Rectifying justice: distributes common possessions in proportion. The goal is to restore equality.  What does “equal” mean? It is the intermediate between greater and lesser (1132 a15). Imagine a dotted line of unequal parts.  The judge takes away that which makes them unequal.

Money: there must be reciprocity in exchange (1133 a30).  Money acts as a measure.

Aristotle says that there must be a proportional reciprocity in a just exchange.  But this begs the question: who would knowingly enter into an unjust exchange? In which case, all that can be condemned is simply fraud.

Murray Rothbard summarizes the issues in Book 5:

Aristotle’s famous discussion of reciprocity in exchange in Book V of his Nichomachean Ethics is a prime example of descent into gibberish. Aristotle talks of a builder exchanging a house for the shoes produced by a shoemaker. He then writes: ‘The number of shoes exchanged for a house must therefore correspond to the ratio of builder to shoemaker. For if this be not so, there will be no exchange and no intercourse’. Eh? How can there possibly be a ratio of ‘builder’ to ‘shoemaker’? Much less an equating of that ratio to shoes/houses?

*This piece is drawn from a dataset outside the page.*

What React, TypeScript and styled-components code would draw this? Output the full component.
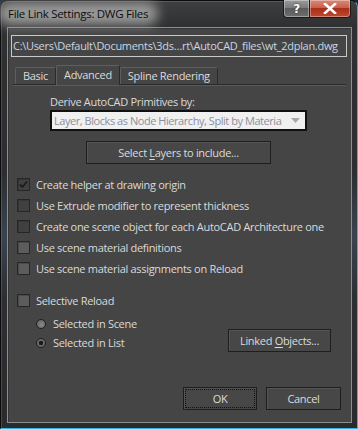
import styled, { createGlobalStyle } from "styled-components";

const GlobalStyle = createGlobalStyle`
  html, body {
    margin: 0;
    padding: 0;
    background: #1b2530;
  }
  body {
    font-family: "Open Sans", "Noto Sans", sans-serif;
    font-size: 11px;
    letter-spacing: -0.3px;
    color: #dadada;
  }
`;

const checkRows = [
  { label: "Create helper at drawing origin", checked: true, filled: false },
  { label: "Use Extrude modifier to represent thickness", checked: false, filled: false },
  { label: "Create one scene object for each AutoCAD Architecture one", checked: false, filled: false },
  { label: "Use scene material definitions", checked: false, filled: true },
  { label: "Use scene material assignments on Reload", checked: false, filled: true },
];

const tabs = [
  { title: "Basic", active: false },
  { title: "Advanced", active: true },
  { title: "Spline Rendering", active: false },
];

export default function App() {
  return (
    <>
      <GlobalStyle />
      <Window>
        <TitleBar>
          <Title>File Link Settings: DWG Files</Title>
          <CaptionButtons>
            <HelpButton>?</HelpButton>
            <CloseButton>
              <svg width="14" height="11" viewBox="0 0 14 11">
                <path d="M2 1 L12 10 M12 1 L2 10" stroke="#fff" strokeWidth="2.6" strokeLinecap="square" />
              </svg>
            </CloseButton>
          </CaptionButtons>
        </TitleBar>
        <Client>
          <PathField>C:\Users\Default\Documents\3ds…rt\AutoCAD_files\wt_2dplan.dwg</PathField>
          <TabStrip>
            {tabs.map((tab) => (
              <Tab key={tab.title} active={tab.active}>
                {tab.title}
              </Tab>
            ))}
          </TabStrip>
          <DeriveLabel>Derive AutoCAD Primitives by:</DeriveLabel>
          <Dropdown>
            <DropdownText>Layer, Blocks as Node Hierarchy, Split by Materia</DropdownText>
            <svg width="9" height="5" viewBox="0 0 9 5">
              <path d="M0 0 H9 L4.5 5 Z" fill="#a8a8a8" />
            </svg>
          </Dropdown>
          <Button width={185} style={{ marginLeft: 78, marginTop: 10 }}>
            <span>
              Select <u>L</u>ayers to include...
            </span>
          </Button>
          <CheckList>
            {checkRows.map((row) => (
              <CheckRow key={row.label}>
                <CheckBox filled={row.filled}>
                  {row.checked && (
                    <svg width="9" height="9" viewBox="0 0 9 9">
                      <path d="M1 4.5 L3.5 7 L8 1.5" fill="none" stroke="#1c1c1c" strokeWidth="1.8" />
                    </svg>
                  )}
                </CheckBox>
                <span>{row.label}</span>
              </CheckRow>
            ))}
          </CheckList>
          <CheckRow style={{ marginTop: 11 }}>
            <CheckBox filled />
            <span>Selective Reload</span>
          </CheckRow>
          <ReloadRow>
            <RadioColumn>
              <RadioRow>
                <Radio />
                <span>Selected in Scene</span>
              </RadioRow>
              <RadioRow>
                <Radio selected />
                <span>Selected in List</span>
              </RadioRow>
            </RadioColumn>
            <Button width={103}>
              <span>
                Linked <u>O</u>bjects...
              </span>
            </Button>
          </ReloadRow>
          <Footer>
            <Button width={74} focused>
              OK
            </Button>
            <Button width={75}>Cancel</Button>
          </Footer>
        </Client>
      </Window>
    </>
  );
}

const Window = styled.div`
  width: 358px;
  height: 429px;
  box-sizing: border-box;
  display: flex;
  flex-direction: column;
  border: 1px solid #0b0b0b;
  border-right-color: #39b4e6;
  border-bottom-color: #39b4e6;
  border-radius: 7px 7px 0 0;
  background: linear-gradient(
    180deg,
    #3e3f41 0%,
    #2f3032 6%,
    #2c2e31 40%,
    #3a4450 55%,
    #2c2e31 70%,
    #2a2b2d 100%
  );
  box-shadow: inset 1px 1px 0 rgba(255, 255, 255, 0.14);
`;

const TitleBar = styled.div`
  height: 26px;
  display: flex;
  align-items: flex-start;
  padding-left: 7px;
`;

const Title = styled.span`
  position: relative;
  isolation: isolate;
  margin-top: 5px;
  font-size: 11.5px;
  line-height: 15px;
  color: #0c0c0c;

  &::before {
    content: "";
    position: absolute;
    inset: -4px -10px -4px -10px;
    border-radius: 14px;
    background: rgba(170, 170, 170, 0.85);
    filter: blur(6px);
    z-index: -1;
  }
`;

const CaptionButtons = styled.div`
  display: flex;
  margin: -1px 6px 0 auto;
`;

const CaptionButton = styled.div`
  height: 18px;
  box-sizing: border-box;
  display: flex;
  align-items: center;
  justify-content: center;
  border: 1px solid #1a1a1a;
  border-top: none;
  box-shadow: inset 0 0 0 1px rgba(255, 255, 255, 0.35);
`;

const HelpButton = styled(CaptionButton)`
  width: 26px;
  border-radius: 0 0 0 4px;
  border-right: none;
  background: linear-gradient(180deg, #9a9a9a 0%, #7c7c7c 45%, #5c5c5c 50%, #6e6e6e 100%);
  color: #fff;
  font-family: "DejaVu Sans", sans-serif;
  font-weight: bold;
  font-size: 12px;
  text-shadow: 0 0 2px #222;
`;

const CloseButton = styled(CaptionButton)`
  width: 42px;
  border-radius: 0 0 4px 0;
  background: linear-gradient(180deg, #d88a78 0%, #c8604a 45%, #a8301a 50%, #c04830 100%);
`;

const Client = styled.div`
  flex: 1;
  margin: 0 5px 5px 6px;
  border: 1px solid #8e8e8e;
  background: #454545;
  display: flex;
  flex-direction: column;
  box-shadow: inset 1px 1px 0 #353535;
`;

const PathField = styled.div`
  margin: 7px 4px 0 3px;
  height: 22px;
  box-sizing: border-box;
  border: 1px solid #c9c9c9;
  padding-left: 1px;
  line-height: 20px;
  color: #c9d5e2;
  white-space: nowrap;
  overflow: hidden;
`;

const TabStrip = styled.div`
  margin: 8px 5px 0 5px;
  height: 19px;
  padding-left: 2px;
  display: flex;
  align-items: flex-end;
  border-bottom: 1px solid #2a2a2a;
  box-shadow: 0 1px 0 #5a5a5a;
`;

const Tab = styled.div<{ active?: boolean }>`
  height: ${(p) => (p.active ? 20 : 17)}px;
  box-sizing: border-box;
  padding: 0 7px;
  margin-bottom: ${(p) => (p.active ? -1 : 0)}px;
  line-height: ${(p) => (p.active ? 17 : 15)}px;
  border: 1px solid #2a2a2a;
  border-bottom: none;
  border-left-color: #5e5e5e;
  border-top-color: #5e5e5e;
  border-radius: 2px 2px 0 0;
  background: #454545;
  color: #dadada;
  z-index: ${(p) => (p.active ? 1 : 0)};
`;

const DeriveLabel = styled.div`
  margin: 9px 0 0 42px;
  line-height: 16px;
`;

const Dropdown = styled.div`
  margin-left: 42px;
  width: 257px;
  height: 21px;
  box-sizing: border-box;
  border: 2px solid #111;
  background: #f0f0f0;
  display: flex;
  align-items: center;
  gap: 4px;
  padding: 0 5px 0 2px;

  svg {
    flex-shrink: 0;
  }
`;

const DropdownText = styled.span`
  flex: 1;
  color: #8e8e9c;
  letter-spacing: -0.45px;
  white-space: nowrap;
  overflow: hidden;
`;

const Button = styled.div<{ width: number; focused?: boolean }>`
  width: ${(p) => p.width}px;
  height: 23px;
  box-sizing: border-box;
  border: 1px solid #1e1e1e;
  background: #474747;
  box-shadow: inset 1px 1px 0 #555;
  display: flex;
  align-items: center;
  justify-content: center;
  color: #dcdcdc;
  white-space: nowrap;
  outline: ${(p) => (p.focused ? "1px dotted #111" : "none")};
  outline-offset: -3px;

  u {
    text-decoration-thickness: 1px;
    text-underline-offset: 2px;
  }
`;

const CheckList = styled.div`
  margin-top: 10px;
  display: flex;
  flex-direction: column;
`;

const CheckRow = styled.div`
  height: 21px;
  display: flex;
  align-items: center;
  gap: 6px;
  padding-left: 9px;
`;

const CheckBox = styled.div<{ filled?: boolean }>`
  width: 13px;
  height: 13px;
  box-sizing: border-box;
  border: 1px solid #262626;
  background: ${(p) => (p.filled ? "#5c5c5c" : "#404040")};
  box-shadow: inset 1px 1px 0 ${(p) => (p.filled ? "#4a4a4a" : "#363636")};
  display: flex;
  align-items: center;
  justify-content: center;
`;

const ReloadRow = styled.div`
  margin: 3px 20px 0 0;
  display: flex;
  align-items: flex-end;
  justify-content: space-between;
`;

const RadioColumn = styled.div`
  display: flex;
  flex-direction: column;
  padding-left: 28px;
`;

const RadioRow = styled.div`
  height: 19px;
  display: flex;
  align-items: center;
  gap: 7px;
`;

const Radio = styled.div<{ selected?: boolean }>`
  width: 10px;
  height: 10px;
  box-sizing: border-box;
  border-radius: 50%;
  border: 1px solid #202020;
  background: ${(p) =>
    p.selected
      ? "radial-gradient(circle, #1a1a1a 0 2px, #6a6a6a 2.5px)"
      : "radial-gradient(circle at 60% 60%, #8a8a8a, #5a5a5a)"};
`;

const Footer = styled.div`
  margin-top: auto;
  display: flex;
  justify-content: flex-end;
  gap: 9px;
  padding: 0 10px 12px 0;
`;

In what units can men like builders and shoemakers be expressed?

The correct answer is that there is no meaning, and that this particular exercise should be dismissed as an unfortunate example of Pythagorean quantophrenia (Rothbard, Austrian Perspective on Economic History Before Adam Smith, 17).

Aristotle argues that there must be an equal ratio between the two objects in the exchange, but this is impossible to determine with dissimilar objects.  It is precisely because they are dissimilar that persons A and B do not view them as equal.

Book 8

His take on friendship is interesting.  It was later perfected by the Christian doctrine of koinonia.